>> start
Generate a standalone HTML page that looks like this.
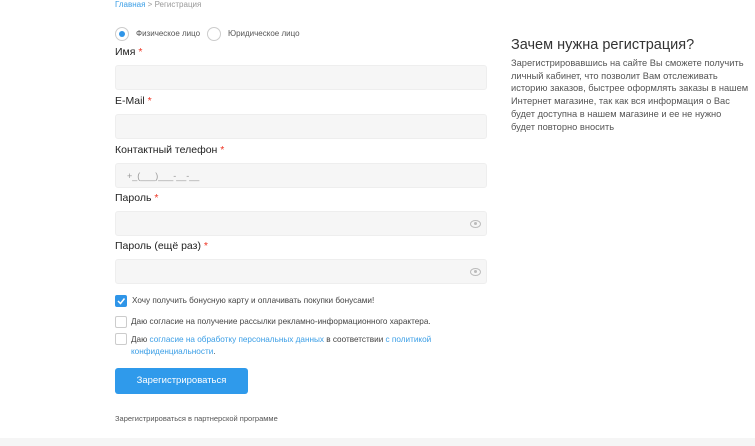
<!DOCTYPE html>
<html><head><meta charset="utf-8"><style>
*{margin:0;padding:0;box-sizing:border-box}
body{width:755px;height:446px;background:#fff;font-family:"Liberation Sans",sans-serif;color:#333;position:relative;overflow:hidden}
.a{position:absolute;white-space:nowrap}
.crumb{left:115px;top:0px;font-size:8px;color:#999}
.crumb b{font-weight:normal;color:#3a9ee6}
.radio{width:14px;height:14px;border:1px solid #ccc;border-radius:50%;position:absolute}
.lbl{left:115px;font-size:10.5px;color:#222}
.lbl i{color:#e32;font-style:normal}
.inp{left:115px;width:372px;height:25px;background:#f6f6f6;border:1px solid #eee;border-radius:3px;position:absolute}
.eye{position:absolute;right:5px;top:8px;width:11px;height:8px;border:1.5px solid #bbb;border-radius:50%}
.eye:after{content:"";position:absolute;left:2.5px;top:1px;width:3px;height:3px;border-radius:50%;background:#bbb}
.cb{position:absolute;left:115px;width:12px;height:12px;border:1px solid #ccc;border-radius:2px;background:#fff}
.t{font-size:8.2px;color:#444;left:132px}
.lk{color:#3a9ee6}
</style></head><body>
<div class="a crumb"><b>Главная</b> &gt; Регистрация</div>
<div class="radio" style="left:115px;top:27px;border-color:#ccc"><div style="position:absolute;left:3px;top:3px;width:6px;height:6px;border-radius:50%;background:#2f95e8"></div></div>
<div class="a" style="left:136px;top:29px;font-size:8px;color:#555">Физическое лицо</div>
<div class="radio" style="left:207px;top:27px"></div>
<div class="a" style="left:228px;top:29px;font-size:8px;color:#555">Юридическое лицо</div>

<div class="a lbl" style="top:46px">Имя <i>*</i></div>
<div class="inp" style="top:65px"></div>
<div class="a lbl" style="top:95px">E-Mail <i>*</i></div>
<div class="inp" style="top:114px"></div>
<div class="a lbl" style="top:144px">Контактный телефон <i>*</i></div>
<div class="inp" style="top:163px"><span class="a" style="left:11px;top:7px;font-size:9px;color:#999">+_(___)___-__-__</span></div>
<div class="a lbl" style="top:192px">Пароль <i>*</i></div>
<div class="inp" style="top:211px"><div class="eye"></div></div>
<div class="a lbl" style="top:240px">Пароль (ещё раз) <i>*</i></div>
<div class="inp" style="top:259px"><div class="eye"></div></div>

<div class="cb" style="top:295px;background:#2f95e8;border-color:#2f95e8"><svg width="10" height="10" style="position:absolute;left:0;top:0"><path d="M2 5 L4.5 7.5 L8.5 2.5" stroke="#fff" stroke-width="1.5" fill="none"/></svg></div>
<div class="a t" style="top:296px">Хочу получить бонусную карту и оплачивать покупки бонусами!</div>
<div class="cb" style="top:316px"></div>
<div class="a t" style="left:131px;top:317px">Даю согласие на получение рассылки рекламно-информационного характера.</div>
<div class="cb" style="top:333px"></div>
<div class="a t" style="left:131px;top:334px;line-height:12px">Даю <span class="lk">согласие на обработку персональных данных</span> в соответствии <span class="lk">с политикой<br>конфиденциальности</span>.</div>

<div class="a" style="left:115px;top:368px;width:133px;height:26px;background:#2f9aeb;border-radius:3px;color:#fff;font-size:9.5px;text-align:center;line-height:26px">Зарегистрироваться</div>
<div class="a" style="left:115px;top:414px;font-size:7.5px;color:#555">Зарегистрироваться в партнерской программе</div>

<div class="a" style="left:511px;top:37px;font-size:14.5px;color:#333">Зачем нужна регистрация?</div>
<div class="a" style="left:511px;top:57px;font-size:9.3px;line-height:12.7px;color:#555">Зарегистрировавшись на сайте Вы сможете получить<br>личный кабинет, что позволит Вам отслеживать<br>историю заказов, быстрее оформлять заказы в нашем<br>Интернет магазине, так как вся информация о Вас<br>будет доступна в нашем магазине и ее не нужно<br>будет повторно вносить</div>

<div class="a" style="left:0;top:438px;width:755px;height:8px;background:#f5f5f5"></div>
</body></html>
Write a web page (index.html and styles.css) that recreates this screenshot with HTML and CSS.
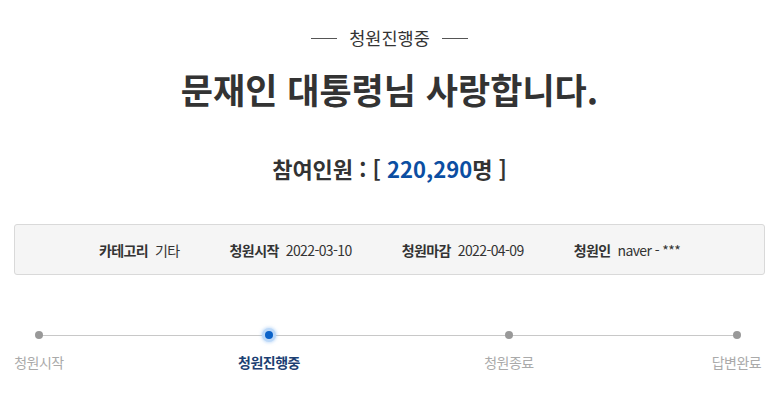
FILE: index.html
```html
<!DOCTYPE html>
<html lang="ko">
<head>
<meta charset="utf-8">
<link rel="stylesheet" href="styles.css">
</head>
<body>
<div class="page">
  <div class="status"><span class="rule"></span><span class="status-text">청원진행중</span><span class="rule"></span></div>
  <h1 class="title">문재인 대통령님 사랑합니다.</h1>
  <p class="count">참여인원 : [ <span class="num">220,290</span>명 ]</p>
  <div class="info">
    <div class="item"><b>카테고리</b><span>기타</span></div>
    <div class="item"><b>청원시작</b><span>2022-03-10</span></div>
    <div class="item"><b>청원마감</b><span>2022-04-09</span></div>
    <div class="item"><b>청원인</b><span>naver - ***</span></div>
  </div>
  <div class="steps">
    <div class="step s1"><span class="dot"></span><span class="label">청원시작</span></div>
    <div class="step s2 active"><span class="dot"></span><span class="label">청원진행중</span></div>
    <div class="step s3"><span class="dot"></span><span class="label">청원종료</span></div>
    <div class="step s4"><span class="dot"></span><span class="label">답변완료</span></div>
  </div>
</div>
</body>
</html>
```
FILE: styles.css
```css
* { box-sizing: border-box; }
html, body { margin: 0; padding: 0; background: #fff; }
body {
  font-family: "Noto Sans CJK KR", "Noto Sans", sans-serif;
  color: #333;
}
.page { width: 779px; }
.status {
  display: flex;
  justify-content: center;
  align-items: center;
  gap: 12px;
  padding-top: 27px;
  height: 49px;
  font-size: 17.5px;
  line-height: 22px;
  color: #333;
}
.rule { width: 26px; height: 1px; background: #555; }
.title {
  margin: 17px 0 0;
  text-align: center;
  font-size: 35px;
  font-weight: 700;
  line-height: 46px;
  color: #333;
}
.count {
  margin: 41px 0 0;
  text-align: center;
  font-size: 22px;
  font-weight: 700;
  line-height: 30px;
  color: #333;
}
.count .num { color: #0b4ea2; }
.info {
  margin: 41px 14px 0;
  height: 51px;
  background: #f5f5f5;
  border: 1px solid #d9d9d9;
  border-radius: 3px;
  display: flex;
  justify-content: center;
  align-items: center;
  gap: 50px;
  font-size: 14px;
  color: #333;
}
.item { display: flex; gap: 7px; align-items: baseline; letter-spacing: -0.6px; }
.item b { font-weight: 700; }
.steps {
  position: relative;
  margin-top: 53px;
  display: flex;
  justify-content: space-between;
}
.steps::before {
  content: "";
  position: absolute;
  left: 39px;
  right: 42px;
  top: 7px;
  height: 1px;
  background: #c8c8c8;
}
.step {
  position: relative;
  display: flex;
  flex-direction: column;
  align-items: center;
  gap: 13px;
}
.s1 { width: 78px; }
.s2 { width: 110px; }
.s3 { width: 98px; }
.s4 { width: 85px; }
.dot {
  width: 8px;
  height: 8px;
  margin-top: 3px;
  border-radius: 50%;
  background: #999;
}
.active .dot {
  background: #0a62c9;
  box-shadow: 0 0 0 3px #bcd8f8, 0 0 3px 4px rgba(150, 195, 245, 0.5);
}
.label { font-size: 14px; line-height: 20px; color: #aaa; letter-spacing: -0.5px; }
.active .label { color: #1c3f73; font-weight: 700; }
```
>> end
▶ What is asked:
Your copy should match the entries exactly, minus the pictures.

▶ Solution below:
Generate a standalone HTML page that looks like this.
<!DOCTYPE html>
<html><head><meta charset="utf-8"><style>
*{margin:0;padding:0;box-sizing:border-box}
body{width:755px;height:446px;background:#fff;font-family:"Liberation Sans",sans-serif;color:#333;position:relative;overflow:hidden}
.a{position:absolute;white-space:nowrap}
.crumb{left:115px;top:0px;font-size:8px;color:#999}
.crumb b{font-weight:normal;color:#3a9ee6}
.radio{width:14px;height:14px;border:1px solid #ccc;border-radius:50%;position:absolute}
.lbl{left:115px;font-size:10.5px;color:#222}
.lbl i{color:#e32;font-style:normal}
.inp{left:115px;width:372px;height:25px;background:#f6f6f6;border:1px solid #eee;border-radius:3px;position:absolute}
.eye{position:absolute;right:5px;top:8px;width:11px;height:8px;border:1.5px solid #bbb;border-radius:50%}
.eye:after{content:"";position:absolute;left:2.5px;top:1px;width:3px;height:3px;border-radius:50%;background:#bbb}
.cb{position:absolute;left:115px;width:12px;height:12px;border:1px solid #ccc;border-radius:2px;background:#fff}
.t{font-size:8.2px;color:#444;left:132px}
.lk{color:#3a9ee6}
</style></head><body>
<div class="a crumb"><b>Главная</b> &gt; Регистрация</div>
<div class="radio" style="left:115px;top:27px;border-color:#ccc"><div style="position:absolute;left:3px;top:3px;width:6px;height:6px;border-radius:50%;background:#2f95e8"></div></div>
<div class="a" style="left:136px;top:29px;font-size:8px;color:#555">Физическое лицо</div>
<div class="radio" style="left:207px;top:27px"></div>
<div class="a" style="left:228px;top:29px;font-size:8px;color:#555">Юридическое лицо</div>

<div class="a lbl" style="top:46px">Имя <i>*</i></div>
<div class="inp" style="top:65px"></div>
<div class="a lbl" style="top:95px">E-Mail <i>*</i></div>
<div class="inp" style="top:114px"></div>
<div class="a lbl" style="top:144px">Контактный телефон <i>*</i></div>
<div class="inp" style="top:163px"><span class="a" style="left:11px;top:7px;font-size:9px;color:#999">+_(___)___-__-__</span></div>
<div class="a lbl" style="top:192px">Пароль <i>*</i></div>
<div class="inp" style="top:211px"><div class="eye"></div></div>
<div class="a lbl" style="top:240px">Пароль (ещё раз) <i>*</i></div>
<div class="inp" style="top:259px"><div class="eye"></div></div>

<div class="cb" style="top:295px;background:#2f95e8;border-color:#2f95e8"><svg width="10" height="10" style="position:absolute;left:0;top:0"><path d="M2 5 L4.5 7.5 L8.5 2.5" stroke="#fff" stroke-width="1.5" fill="none"/></svg></div>
<div class="a t" style="top:296px">Хочу получить бонусную карту и оплачивать покупки бонусами!</div>
<div class="cb" style="top:316px"></div>
<div class="a t" style="left:131px;top:317px">Даю согласие на получение рассылки рекламно-информационного характера.</div>
<div class="cb" style="top:333px"></div>
<div class="a t" style="left:131px;top:334px;line-height:12px">Даю <span class="lk">согласие на обработку персональных данных</span> в соответствии <span class="lk">с политикой<br>конфиденциальности</span>.</div>

<div class="a" style="left:115px;top:368px;width:133px;height:26px;background:#2f9aeb;border-radius:3px;color:#fff;font-size:9.5px;text-align:center;line-height:26px">Зарегистрироваться</div>
<div class="a" style="left:115px;top:414px;font-size:7.5px;color:#555">Зарегистрироваться в партнерской программе</div>

<div class="a" style="left:511px;top:37px;font-size:14.5px;color:#333">Зачем нужна регистрация?</div>
<div class="a" style="left:511px;top:57px;font-size:9.3px;line-height:12.7px;color:#555">Зарегистрировавшись на сайте Вы сможете получить<br>личный кабинет, что позволит Вам отслеживать<br>историю заказов, быстрее оформлять заказы в нашем<br>Интернет магазине, так как вся информация о Вас<br>будет доступна в нашем магазине и ее не нужно<br>будет повторно вносить</div>

<div class="a" style="left:0;top:438px;width:755px;height:8px;background:#f5f5f5"></div>
</body></html>
Write a web page (index.html and styles.css) that recreates this screenshot with HTML and CSS.
FILE: index.html
```html
<!DOCTYPE html>
<html lang="ko">
<head>
<meta charset="utf-8">
<link rel="stylesheet" href="styles.css">
</head>
<body>
<div class="page">
  <div class="status"><span class="rule"></span><span class="status-text">청원진행중</span><span class="rule"></span></div>
  <h1 class="title">문재인 대통령님 사랑합니다.</h1>
  <p class="count">참여인원 : [ <span class="num">220,290</span>명 ]</p>
  <div class="info">
    <div class="item"><b>카테고리</b><span>기타</span></div>
    <div class="item"><b>청원시작</b><span>2022-03-10</span></div>
    <div class="item"><b>청원마감</b><span>2022-04-09</span></div>
    <div class="item"><b>청원인</b><span>naver - ***</span></div>
  </div>
  <div class="steps">
    <div class="step s1"><span class="dot"></span><span class="label">청원시작</span></div>
    <div class="step s2 active"><span class="dot"></span><span class="label">청원진행중</span></div>
    <div class="step s3"><span class="dot"></span><span class="label">청원종료</span></div>
    <div class="step s4"><span class="dot"></span><span class="label">답변완료</span></div>
  </div>
</div>
</body>
</html>
```
FILE: styles.css
```css
* { box-sizing: border-box; }
html, body { margin: 0; padding: 0; background: #fff; }
body {
  font-family: "Noto Sans CJK KR", "Noto Sans", sans-serif;
  color: #333;
}
.page { width: 779px; }
.status {
  display: flex;
  justify-content: center;
  align-items: center;
  gap: 12px;
  padding-top: 27px;
  height: 49px;
  font-size: 17.5px;
  line-height: 22px;
  color: #333;
}
.rule { width: 26px; height: 1px; background: #555; }
.title {
  margin: 17px 0 0;
  text-align: center;
  font-size: 35px;
  font-weight: 700;
  line-height: 46px;
  color: #333;
}
.count {
  margin: 41px 0 0;
  text-align: center;
  font-size: 22px;
  font-weight: 700;
  line-height: 30px;
  color: #333;
}
.count .num { color: #0b4ea2; }
.info {
  margin: 41px 14px 0;
  height: 51px;
  background: #f5f5f5;
  border: 1px solid #d9d9d9;
  border-radius: 3px;
  display: flex;
  justify-content: center;
  align-items: center;
  gap: 50px;
  font-size: 14px;
  color: #333;
}
.item { display: flex; gap: 7px; align-items: baseline; letter-spacing: -0.6px; }
.item b { font-weight: 700; }
.steps {
  position: relative;
  margin-top: 53px;
  display: flex;
  justify-content: space-between;
}
.steps::before {
  content: "";
  position: absolute;
  left: 39px;
  right: 42px;
  top: 7px;
  height: 1px;
  background: #c8c8c8;
}
.step {
  position: relative;
  display: flex;
  flex-direction: column;
  align-items: center;
  gap: 13px;
}
.s1 { width: 78px; }
.s2 { width: 110px; }
.s3 { width: 98px; }
.s4 { width: 85px; }
.dot {
  width: 8px;
  height: 8px;
  margin-top: 3px;
  border-radius: 50%;
  background: #999;
}
.active .dot {
  background: #0a62c9;
  box-shadow: 0 0 0 3px #bcd8f8, 0 0 3px 4px rgba(150, 195, 245, 0.5);
}
.label { font-size: 14px; line-height: 20px; color: #aaa; letter-spacing: -0.5px; }
.active .label { color: #1c3f73; font-weight: 700; }
```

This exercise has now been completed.